In 1997 I became a member of Metamora Mennonite Church, Metamora, Illinois. As part of the membership service, the pastor asked me if I was “…willing to give and receive counsel in the congregation?” Standing next to my wife, Melissa, we both answered for ourselves, “I am.”
I still remember that moment. I also remember feeling as if I was the only person in the room who didn’t really comprehend the question. Everyone else seemed to roll with it like they knew exactly what the Pastor was asking. Smiling. Nodding. Affirming our answers.
Since then, I’ve asked that same question to those I have baptized, received into membership, and credentialed.
I still wonder if people really comprehend the question. Do they truly know what they are getting themselves into when they say, “I am”?
The language of giving and receiving counsel is as strange as it is beautiful. I didn’t fully understand what it meant, but I knew I wanted to be in a church full of people who gave and received counsel. I knew by faith what I would learn over time through experience, this way of doing faith is about more than just me and Jesus or where I go when I die. It is about more than showing up to worship, serving on committees and giving the “three Ts” (time, talent, treasure). It is about trusting this community of people enough to listen to them, to share my perspectives and to make decisions together.
And … it is nearly impossible!
I say nearly impossible instead of straight up impossible because we can do it. But often we choose not to. More to the point, we have been formed in a culture that gives us permission not to and empowers that choice through technology. In 2018 America we have more control over the messages we receive than at any other time in human history. Don’t like what you see or hear? Turn the channel. Switch churches. Consume news from a news channel you agree with. Read articles by people you like. Our ability to curate the messages we engage is sometimes called an echo chamber — a space where we choose to hear voices we already agree with, simply reinforcing what we believe. There is even a Bible app called YouVersion (full disclosure: I’ve also roamed various Bible versions to find the one that makes my sermon point clearly).
The results of “You” versions of nearly everything is a decreased capacity to give and receive counsel.
When I am used to getting my way, I have a harder time making decisions together with others. The consequence of this decreased capacity is fragmentation and polarization.
We separate from people who don’t believe like we do, and often times, enter into an “us versus them” relationship. This is increasingly clear in America as a whole. It is also a trend within Mennonite Church USA.

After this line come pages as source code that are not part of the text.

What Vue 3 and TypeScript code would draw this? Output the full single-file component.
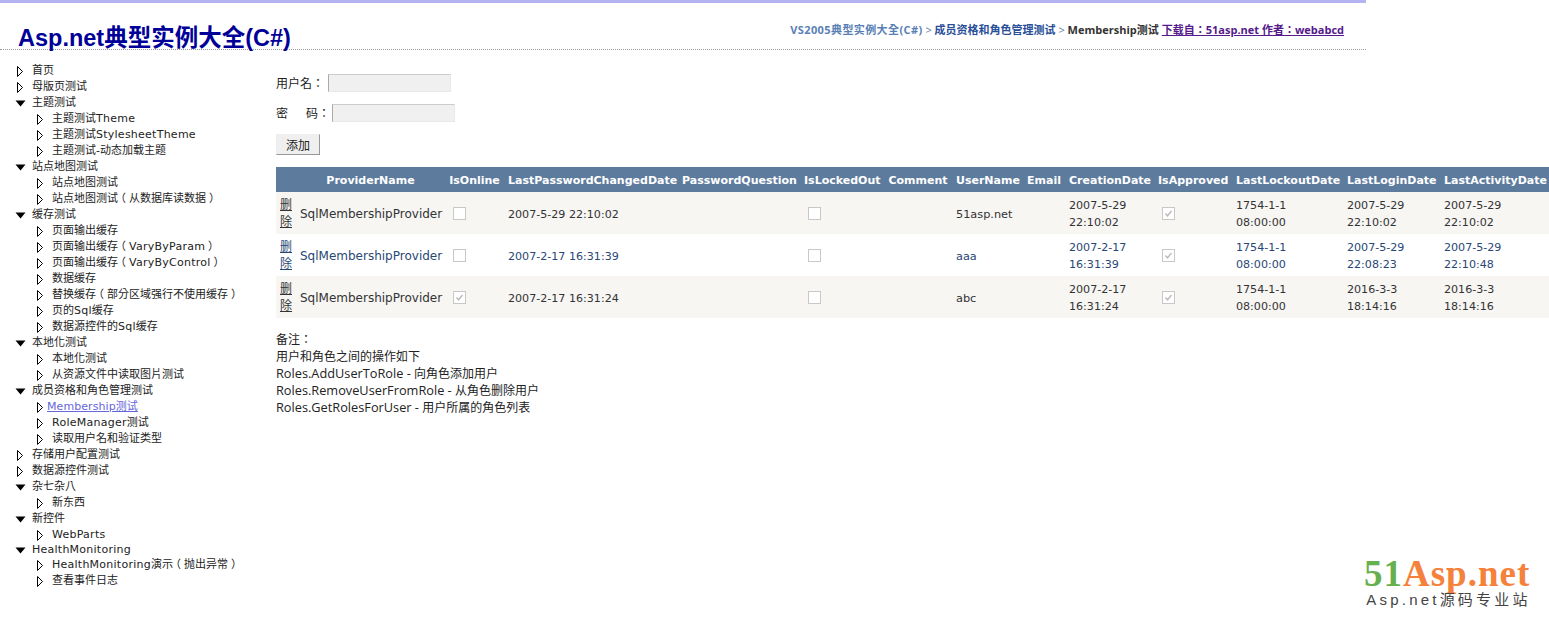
<script setup lang="ts">
interface TreeItem {
  label: string;
  level: number;
  open?: boolean;
  active?: boolean;
  short?: boolean;
}
interface UserRow {
  online: boolean;
  changed: string;
  name: string;
  created: string[];
  lockout: string[];
  login: string[];
  activity: string[];
}

const tree: TreeItem[] = [
  { label: '首页', level: 1 },
  { label: '母版页测试', level: 1 },
  { label: '主题测试', level: 1, open: true },
  { label: '主题测试Theme', level: 2 },
  { label: '主题测试StylesheetTheme', level: 2 },
  { label: '主题测试-动态加载主题', level: 2 },
  { label: '站点地图测试', level: 1, open: true },
  { label: '站点地图测试', level: 2 },
  { label: '站点地图测试（从数据库读数据）', level: 2 },
  { label: '缓存测试', level: 1, open: true },
  { label: '页面输出缓存', level: 2 },
  { label: '页面输出缓存（VaryByParam）', level: 2 },
  { label: '页面输出缓存（VaryByControl）', level: 2 },
  { label: '数据缓存', level: 2 },
  { label: '替换缓存（部分区域强行不使用缓存）', level: 2 },
  { label: '页的Sql缓存', level: 2 },
  { label: '数据源控件的Sql缓存', level: 2 },
  { label: '本地化测试', level: 1, open: true },
  { label: '本地化测试', level: 2 },
  { label: '从资源文件中读取图片测试', level: 2 },
  { label: '成员资格和角色管理测试', level: 1, open: true },
  { label: 'Membership测试', level: 2, active: true },
  { label: 'RoleManager测试', level: 2 },
  { label: '读取用户名和验证类型', level: 2 },
  { label: '存储用户配置测试', level: 1 },
  { label: '数据源控件测试', level: 1 },
  { label: '杂七杂八', level: 1, open: true },
  { label: '新东西', level: 2 },
  { label: '新控件', level: 1, open: true },
  { label: 'WebParts', level: 2, short: true },
  { label: 'HealthMonitoring', level: 1, open: true, short: true },
  { label: 'HealthMonitoring演示（抛出异常）', level: 2 },
  { label: '查看事件日志', level: 2 },
];

// brackets sit centred in the original font and latin runs are a bit wider
const parts = (label: string) => label.split(/(（|）|[A-Za-z]+)/).filter(Boolean);
const partClass = (p: string) => (p === '（' ? 'open-b' : p === '）' ? 'close-b' : /^[A-Za-z]/.test(p) ? 'latin' : '');

const headers = [
  '', 'ProviderName', 'IsOnline', 'LastPasswordChangedDate', 'PasswordQuestion', 'IsLockedOut',
  'Comment', 'UserName', 'Email', 'CreationDate', 'IsApproved', 'LastLockoutDate', 'LastLoginDate', 'LastActivityDate',
];
const widths = [20, 149, 59, 174, 122, 84, 68, 71, 42, 89, 78, 111, 97, 109];

const rows: UserRow[] = [
  {
    online: false, changed: '2007-5-29 22:10:02', name: '51asp.net',
    created: ['2007-5-29', '22:10:02'], lockout: ['1754-1-1', '08:00:00'],
    login: ['2007-5-29', '22:10:02'], activity: ['2007-5-29', '22:10:02'],
  },
  {
    online: false, changed: '2007-2-17 16:31:39', name: 'aaa',
    created: ['2007-2-17', '16:31:39'], lockout: ['1754-1-1', '08:00:00'],
    login: ['2007-5-29', '22:08:23'], activity: ['2007-5-29', '22:10:48'],
  },
  {
    online: true, changed: '2007-2-17 16:31:24', name: 'abc',
    created: ['2007-2-17', '16:31:24'], lockout: ['1754-1-1', '08:00:00'],
    login: ['2016-3-3', '18:14:16'], activity: ['2016-3-3', '18:14:16'],
  },
];

const notes = [
  { en: '', zh: '备注：' },
  { en: '', zh: '用户和角色之间的操作如下' },
  { en: 'Roles.AddUserToRole - ', zh: '向角色添加用户' },
  { en: 'Roles.RemoveUserFromRole - ', zh: '从角色删除用户' },
  { en: 'Roles.GetRolesForUser - ', zh: '用户所属的角色列表' },
];
</script>

<template>
  <div class="page">
    <header class="top">
      <h1 class="title">Asp.net典型实例大全(C#)</h1>
      <div class="crumbs">
        <span class="c1">VS2005典型实例大全(C#)</span>
        <span class="sep"> &gt; </span>
        <span class="c2">成员资格和角色管理测试</span>
        <span class="sep"> &gt; </span>
        <span class="c3">Membership测试</span>
        <a class="c4">下载自：51asp.net 作者：webabcd</a>
      </div>
    </header>

    <div class="body">
      <nav class="tree">
        <div v-for="(item, i) in tree" :key="i" class="node" :class="['lv' + item.level, { short: item.short }]">
          <svg v-if="item.open" class="arrow" width="11" height="7" viewBox="0 0 11 7">
            <path d="M0.5 0.5H10.5L5.5 6.5Z" fill="#000" />
          </svg>
          <svg v-else class="arrow closed" width="11" height="11" viewBox="0 0 11 11">
            <path d="M2.5 0.5L7.5 5.5L2.5 10.5Z" fill="#fff" stroke="#000" />
          </svg>
          <a v-if="item.active" class="active">{{ item.label }}</a>
          <span v-else><span v-for="(p, j) in parts(item.label)" :key="j" :class="partClass(p)">{{ p }}</span></span>
        </div>
      </nav>

      <main class="content">
        <div class="field">
          <span class="lbl">用户名：</span>
          <input class="txt" type="text" />
        </div>
        <div class="field">
          <span class="lbl wide">密<i class="gap"></i>码：</span>
          <input class="txt" type="password" />
        </div>
        <button class="btn" type="button">添加</button>

        <table class="grid">
          <colgroup>
            <col v-for="(w, i) in widths" :key="i" :style="{ width: w + 'px' }" />
          </colgroup>
          <thead>
            <tr>
              <th v-for="h in headers" :key="h">{{ h }}</th>
            </tr>
          </thead>
          <tbody>
            <tr v-for="(r, i) in rows" :key="i" :class="i % 2 ? 'alt' : 'odd'">
              <td class="del"><a>删除</a></td>
              <td>SqlMembershipProvider</td>
              <td class="ck"><span class="box"><svg v-if="r.online" width="11" height="11" viewBox="0 0 11 11"><path d="M2.5 5.5L4.5 7.8L8.5 3" fill="none" stroke="#bbb" stroke-width="1.4" /></svg></span></td>
              <td class="date">{{ r.changed }}</td>
              <td></td>
              <td class="ck"><span class="box"></span></td>
              <td></td>
              <td class="uname">{{ r.name }}</td>
              <td></td>
              <td class="date">{{ r.created[0] }}<br />{{ r.created[1] }}</td>
              <td class="ck"><span class="box"><svg width="11" height="11" viewBox="0 0 11 11"><path d="M2.5 5.5L4.5 7.8L8.5 3" fill="none" stroke="#bbb" stroke-width="1.4" /></svg></span></td>
              <td class="date">{{ r.lockout[0] }}<br />{{ r.lockout[1] }}</td>
              <td class="date">{{ r.login[0] }}<br />{{ r.login[1] }}</td>
              <td class="date">{{ r.activity[0] }}<br />{{ r.activity[1] }}</td>
            </tr>
          </tbody>
        </table>

        <div class="notes">
          <div v-for="n in notes" :key="n.zh"><span class="en">{{ n.en }}</span>{{ n.zh }}</div>
        </div>
      </main>
    </div>

    <div class="logo">
      <div class="logo-main"><span class="green">51</span>Asp.net</div>
      <div class="logo-sub">Asp.net源码专业站</div>
    </div>
  </div>
</template>

<style>
html, body {
  margin: 0;
  overflow: hidden;
  background: #fff;
}
</style>

<style scoped>
.page {
  position: relative;
  width: 1549px;
  height: 626px;
  overflow: hidden;
  font-family: "DejaVu Sans", "Noto Sans CJK TC", sans-serif;
  font-size: 11px;
  color: #000;
}
.top {
  width: 1366px;
  height: 46px;
  border-top: 3px solid #b4b4f2;
  border-bottom: 1px dotted #999;
  display: flex;
  justify-content: space-between;
}
.title {
  margin: 21px 0 0 18px;
  font-family: "Liberation Sans", "Noto Sans CJK SC", sans-serif;
  font-size: 23.5px;
  line-height: 28px;
  font-weight: bold;
  color: #000099;
}
.crumbs {
  margin: 20px 22px 0 0;
  font-size: 11px;
  line-height: 14px;
  font-family: "Open Sans", "Noto Sans CJK TC", sans-serif;
  font-weight: 700;
  white-space: pre;
}
.c1 { color: #5a7fb5; letter-spacing: 0.4px; }
.c2 { color: #284e98; }
.c3 { color: #333; }
.sep { color: #5d7b9d; font-weight: 400; }
.c4 { color: #551a8b; text-decoration: underline; margin-left: 3px; }
.body {
  display: flex;
  align-items: flex-start;
}
.tree {
  width: 276px;
  flex: none;
  padding-top: 13px;
}
.node {
  position: relative;
  height: 16px;
  line-height: 16px;
  white-space: nowrap;
  color: #222;
}
.node.short {
  height: 15px;
}
.lv1 { padding-left: 32px; }
.lv2 { padding-left: 52px; }
.arrow {
  position: absolute;
  top: 5px;
  left: 15px;
}
.arrow.closed {
  top: 3px;
}
.lv2 .arrow {
  left: 35px;
}
.active {
  margin-left: -5px;
  color: #6666dd;
  text-decoration: underline;
  letter-spacing: 0.08px;
}
.latin {
  letter-spacing: 0.25px;
}
.open-b {
  position: relative;
  left: -3px;
}
.close-b {
  position: relative;
  left: 3px;
}
.content {
  flex: none;
  padding-top: 24px;
  font-family: "Open Sans", "Noto Sans CJK TC", sans-serif;
  font-size: 12px;
}
.field {
  display: flex;
  align-items: center;
  height: 18px;
  margin-bottom: 12px;
  color: #222;
}
.lbl {
  width: 52px;
  white-space: nowrap;
}
.lbl.wide {
  width: 56px;
}
.gap {
  display: inline-block;
  width: 18px;
}
.txt {
  width: 123px;
  height: 18px;
  padding: 0;
  box-sizing: border-box;
  background: #f0f0f0;
  border: 1px solid #e8e8e8;
  border-left-color: #aaa;
  border-top-color: #ccc;
}
.btn {
  display: block;
  width: 44px;
  height: 21px;
  padding: 0;
  font-family: inherit;
  font-size: 12px;
  color: #222;
  background: #efefef;
  border: 1px solid #eee;
  border-right-color: #999;
  border-bottom-color: #999;
}
.grid {
  margin-top: 12px;
  border-collapse: collapse;
  table-layout: fixed;
  width: 1273px;
  font-family: "DejaVu Sans", "Noto Sans CJK TC", sans-serif;
  font-size: 12px;
  line-height: 17px;
}
.grid th {
  height: 25px;
  padding: 2px 4px 0;
  box-sizing: border-box;
  background: #5d7b9d;
  color: #fff;
  font-size: 11px;
  font-weight: bold;
  white-space: nowrap;
  text-align: center;
}
.grid td {
  height: 42px;
  box-sizing: border-box;
  padding: 5px 4px 3px;
  white-space: nowrap;
  text-align: left;
}
.grid td.date {
  font-size: 11.1px;
}
.grid td.uname {
  font-size: 11.3px;
}
.odd td {
  background: #f7f6f3;
  color: #333;
}
.alt td {
  background: #fff;
  color: #284775;
}
.grid td.del {
  white-space: normal;
  word-break: break-all;
  text-decoration: underline;
}
.grid td.ck {
  padding: 4px 4px 4px 8px;
}
.box {
  display: inline-flex;
  width: 13px;
  height: 13px;
  box-sizing: border-box;
  border: 1px solid #c8c8c8;
  background: #fff;
  vertical-align: middle;
}
.notes {
  margin-top: 13px;
  font-size: 12px;
  line-height: 17px;
  color: #222;
}
.en {
  font-size: 12.75px;
}
.logo {
  position: absolute;
  right: 19px;
  bottom: 17px;
  width: 166px;
  text-align: center;
}
.logo-main {
  font-family: "Liberation Serif", serif;
  font-weight: bold;
  font-size: 37px;
  line-height: 34px;
  letter-spacing: 1px;
  color: #f5813a;
  white-space: nowrap;
}
.green {
  color: #66b04e;
}
.logo-sub {
  font-family: "Liberation Sans", "Noto Sans CJK SC", sans-serif;
  font-size: 15px;
  line-height: 18px;
  letter-spacing: 3.2px;
  margin-right: -3px;
  color: #444;
  white-space: nowrap;
}
</style>
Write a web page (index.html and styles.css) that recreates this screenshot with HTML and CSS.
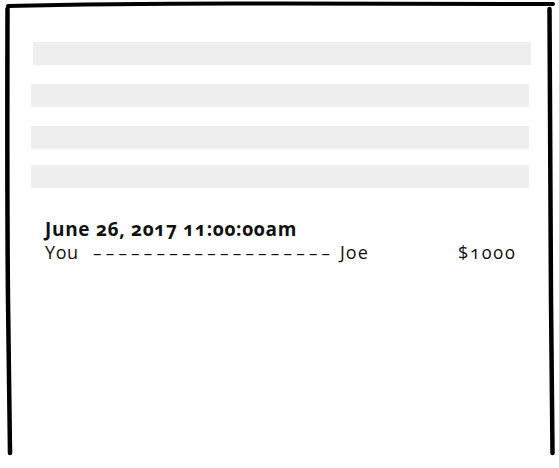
FILE: index.html
```html
<!DOCTYPE html>
<html>
<head>
<meta charset="utf-8">
<link rel="stylesheet" href="styles.css">
</head>
<body>
<div class="frame">
  <svg class="sketch" width="559" height="468" viewBox="0 0 559 468">
    <path d="M8 6 Q 120 3 280 3.5 T 553 4" fill="none" stroke="#000" stroke-width="4" stroke-linecap="round"/>
    <path d="M7.5 9 Q 7 200 8 300 T 10 453" fill="none" stroke="#000" stroke-width="4.5" stroke-linecap="round"/>
    <path d="M549.5 9 Q 550 200 551 300 T 552.5 453" fill="none" stroke="#000" stroke-width="4.5" stroke-linecap="round"/>
  </svg>
  <div class="bars">
    <div class="bar bar-first"></div>
    <div class="bar"></div>
    <div class="bar"></div>
    <div class="bar bar-last"></div>
  </div>
  <div class="entry">
    <div class="date">June 26, 2017 11:00:00am</div>
    <div class="row">
      <span class="from">You</span>
      <span class="dashes">–––––––––––––––––––</span>
      <span class="to">Joe</span>
      <span class="amount">$1000</span>
    </div>
  </div>
</div>
</body>
</html>
```

FILE: styles.css
```css
html, body {
  margin: 0;
  padding: 0;
  background: #fff;
}
body {
  width: 559px;
  height: 468px;
  overflow: hidden;
  font-family: "Open Sans", "Lato", sans-serif;
  font-variant-numeric: oldstyle-nums;
  color: #111;
}
.frame {
  position: relative;
  width: 559px;
  height: 468px;
  box-sizing: border-box;
  padding: 42px 30px 0 31px;
}
.sketch {
  position: absolute;
  left: 0;
  top: 0;
  pointer-events: none;
}
.bars {
  display: flex;
  flex-direction: column;
  gap: 19px;
}
.bar {
  height: 23px;
  width: 498px;
  background: #eeeeee;
}
.bar-first {
  margin-left: 2px;
}
.bar-last {
  margin-top: -3px;
}
.entry {
  margin-top: 30px;
  padding-left: 14px;
}
.date {
  font-weight: 700;
  font-size: 19px;
  line-height: 23px;
  letter-spacing: 0.7px;
}
.row {
  display: flex;
  align-items: baseline;
  font-size: 18px;
  line-height: 23px;
  white-space: pre;
  letter-spacing: 0.6px;
}
.from {
  width: 48px;
}
.dashes {
  width: 247px;
  font-size: 17px;
  letter-spacing: 4.2px;
}
.to {
  width: 118px;
  letter-spacing: 1px;
}
.amount {
  letter-spacing: 1.8px;
}
```
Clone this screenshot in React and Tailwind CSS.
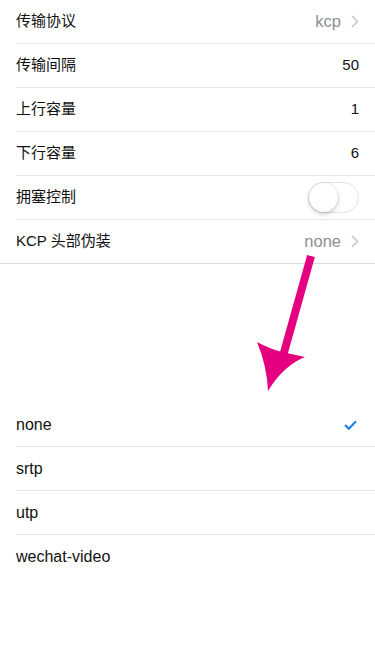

Here are some questions I wrestle with: How prepared am I to participate in a community that practices giving and receiving counsel? How prepared am I to remain in such a community when what others discern is different than what I discern? How do I practice deep listening when my first instinct when I hear a view I don’t share is to shut down/turn the channel/hit the exit? Is there a good way to enter into communal discernment without losing myself or undervaluing my own insights? How can we avoid group think when we are trying to discern together?
One core of Anabaptist faith and practice is entering into — and remaining in — the community of faith voluntarily, without coercion, through baptism. As we do that, we also voluntarily enter a community where we are responsible to practice deep listening, risky sharing and collaborative discernment. We are responsible for the contribution we make (or don’t make). We take ownership for the impact we make on the community, for good or ill. We strive to make a positive contribution by speaking, listening and discerning together. We practice the Biblical wisdom of being quick to listen, slow to speak and slow to anger.
Giving and receiving counsel is a bedrock practice of Anabaptist-Mennonite faith communities. It is also a helpful corrective to the individualism of our culture.
We can resist the forces of fragmentation and polarization we see all around us. We do that when we agree to give and receive counsel within the church.
It will not be easy. It can be done. With God’s help, may it be so.